Supplied material
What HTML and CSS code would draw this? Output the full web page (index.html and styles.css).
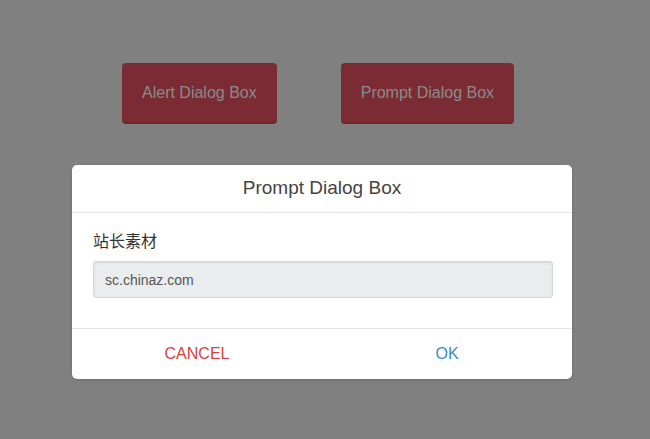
FILE: index.html
```html
<!DOCTYPE html>
<html lang="zh">
<head>
    <meta charset="UTF-8">
    <meta name="viewport" content="width=device-width, initial-scale=1.0">
    <title>Prompt Dialog Box</title>
    <link rel="stylesheet" href="styles.css">
</head>
<body>
    <div class="actions">
        <button class="btn">Alert Dialog Box</button>
        <button class="btn">Prompt Dialog Box</button>
    </div>

    <div class="overlay">
        <div class="dialog">
            <div class="dialog-head">Prompt Dialog Box</div>
            <div class="dialog-body">
                <label class="dialog-label">站长素材</label>
                <input class="dialog-input" type="text" value="sc.chinaz.com">
            </div>
            <div class="dialog-foot">
                <button class="foot-btn cancel">CANCEL</button>
                <button class="foot-btn ok">OK</button>
            </div>
        </div>
    </div>
</body>
</html>
```
FILE: styles.css
```css
html, body {
    margin: 0;
    height: 100%;
}
body {
    font-family: "Liberation Sans", Arial, "Noto Sans CJK SC", sans-serif;
    background-color: #808080;
    overflow: hidden;
}
.actions {
    display: flex;
    gap: 64px;
    padding: 63px 0 0 122px;
}
.btn {
    font-family: inherit;
    font-size: 16px;
    color: #8c8c8c;
    background-color: #7a2b33;
    border: none;
    border-bottom: 2px solid #6e252c;
    border-radius: 4px;
    height: 61px;
    padding: 0 20px;
}
.overlay {
    position: absolute;
    inset: 0;
}
.dialog {
    position: absolute;
    left: 72px;
    top: 165px;
    width: 500px;
    background-color: #fff;
    border-radius: 5px;
    box-shadow: 0 1px 3px rgba(0, 0, 0, 0.15);
}
.dialog-head {
    height: 47px;
    line-height: 46px;
    text-align: center;
    font-size: 19px;
    color: #444;
    border-bottom: 1px solid #e5e5e5;
}
.dialog-body {
    display: flex;
    flex-direction: column;
    padding: 19px 19px 30px 21px;
}
.dialog-label {
    font-size: 16px;
    color: #333;
    line-height: 20px;
    margin-bottom: 9px;
}
.dialog-input {
    box-sizing: border-box;
    height: 37px;
    font-family: inherit;
    font-size: 14px;
    color: #555;
    padding: 0 11px;
    background-color: #e9edee;
    border: 1px solid #d3d7d8;
    border-radius: 3px;
    box-shadow: inset 0 1px 3px rgba(0, 0, 0, 0.08);
    outline: none;
}
.dialog-foot {
    display: flex;
    border-top: 1px solid #e5e5e5;
}
.foot-btn {
    flex: 1;
    height: 50px;
    font-family: inherit;
    font-size: 16px;
    background: none;
    border: none;
}
.cancel {
    color: #d7433a;
}
.ok {
    color: #3a8bc8;
}
```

What is asked
Repeat the lines above exactly, and keep every picture out.

Task response
What HTML and CSS code would draw this? Output the full web page (index.html and styles.css).
FILE: index.html
```html
<!DOCTYPE html>
<html lang="zh">
<head>
    <meta charset="UTF-8">
    <meta name="viewport" content="width=device-width, initial-scale=1.0">
    <title>Prompt Dialog Box</title>
    <link rel="stylesheet" href="styles.css">
</head>
<body>
    <div class="actions">
        <button class="btn">Alert Dialog Box</button>
        <button class="btn">Prompt Dialog Box</button>
    </div>

    <div class="overlay">
        <div class="dialog">
            <div class="dialog-head">Prompt Dialog Box</div>
            <div class="dialog-body">
                <label class="dialog-label">站长素材</label>
                <input class="dialog-input" type="text" value="sc.chinaz.com">
            </div>
            <div class="dialog-foot">
                <button class="foot-btn cancel">CANCEL</button>
                <button class="foot-btn ok">OK</button>
            </div>
        </div>
    </div>
</body>
</html>
```
FILE: styles.css
```css
html, body {
    margin: 0;
    height: 100%;
}
body {
    font-family: "Liberation Sans", Arial, "Noto Sans CJK SC", sans-serif;
    background-color: #808080;
    overflow: hidden;
}
.actions {
    display: flex;
    gap: 64px;
    padding: 63px 0 0 122px;
}
.btn {
    font-family: inherit;
    font-size: 16px;
    color: #8c8c8c;
    background-color: #7a2b33;
    border: none;
    border-bottom: 2px solid #6e252c;
    border-radius: 4px;
    height: 61px;
    padding: 0 20px;
}
.overlay {
    position: absolute;
    inset: 0;
}
.dialog {
    position: absolute;
    left: 72px;
    top: 165px;
    width: 500px;
    background-color: #fff;
    border-radius: 5px;
    box-shadow: 0 1px 3px rgba(0, 0, 0, 0.15);
}
.dialog-head {
    height: 47px;
    line-height: 46px;
    text-align: center;
    font-size: 19px;
    color: #444;
    border-bottom: 1px solid #e5e5e5;
}
.dialog-body {
    display: flex;
    flex-direction: column;
    padding: 19px 19px 30px 21px;
}
.dialog-label {
    font-size: 16px;
    color: #333;
    line-height: 20px;
    margin-bottom: 9px;
}
.dialog-input {
    box-sizing: border-box;
    height: 37px;
    font-family: inherit;
    font-size: 14px;
    color: #555;
    padding: 0 11px;
    background-color: #e9edee;
    border: 1px solid #d3d7d8;
    border-radius: 3px;
    box-shadow: inset 0 1px 3px rgba(0, 0, 0, 0.08);
    outline: none;
}
.dialog-foot {
    display: flex;
    border-top: 1px solid #e5e5e5;
}
.foot-btn {
    flex: 1;
    height: 50px;
    font-family: inherit;
    font-size: 16px;
    background: none;
    border: none;
}
.cancel {
    color: #d7433a;
}
.ok {
    color: #3a8bc8;
}
```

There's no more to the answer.